Life in the vineyard
  • Blog
  • Sermons
  • About

Christ the King...?

11/23/2014

0 Comments

 
Picture
Today, as the season of Pentecost draws to a close, we celebrate the feast of Christ the King. A relatively new fixture on the Church's calendar, this feast is fairly controversial. On the one hand, it seeks to remind us of Jesus Christ - the cosmic King who will come to be our judge; and to gather us up for eternity. On the other, there are many (and I'm not unconvinced by this argument) who find the paradigm of king and kingdom completely unhelpful in the context of who Jesus really is.

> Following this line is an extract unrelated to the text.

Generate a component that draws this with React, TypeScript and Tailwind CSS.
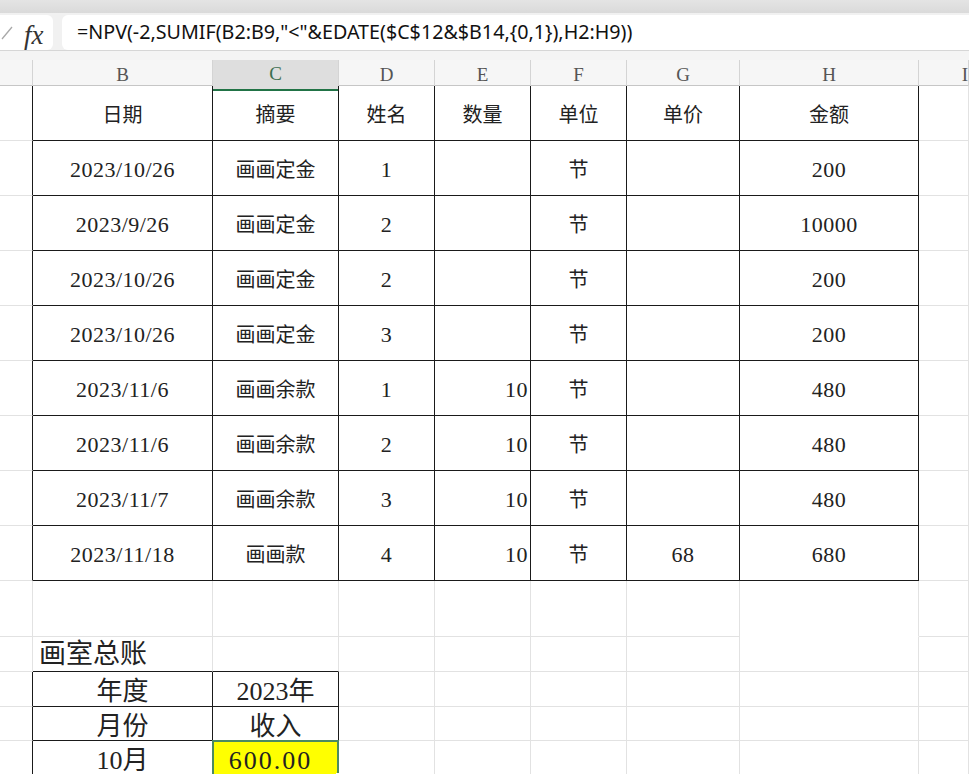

Kings - and Queens for that matter - have not traditionally been loving, kind, fair folk. More often than not, we learn that they have benefitted richly while others have suffered. More often than not, we learn that they were (or are) wholly unable to be good, just rulers. More often than not we can refer back to "absolute power corrupts absolutely," or to some Orwellian image of power. So for us as Anglicans, for whom that third leg of the stool - reason or experience - is very important, that paradigm of king and kingdom just doesn't seem like Jesus.

Because it's not.

When we think about Jesus, if we're honest with ourselves, we're thinking about someone who was nothing like these kings and queens of the past. Instead, Jesus is someone who touched and healed lepers; who ate with tax collectors and prostitutes; who healed the sick; fed the hungry; and generally broke all kinds of rules about what was socially acceptable. This is someone who, in Matthew's Gospel, refers to "the least of these" as either his "brothers" or "members of my family," depending on your translations (brother is more accurate). This is someone who doesn't put distance between himself and the poor, the outcast, or the oppressed, but instead goes out to meet them and welcome them in.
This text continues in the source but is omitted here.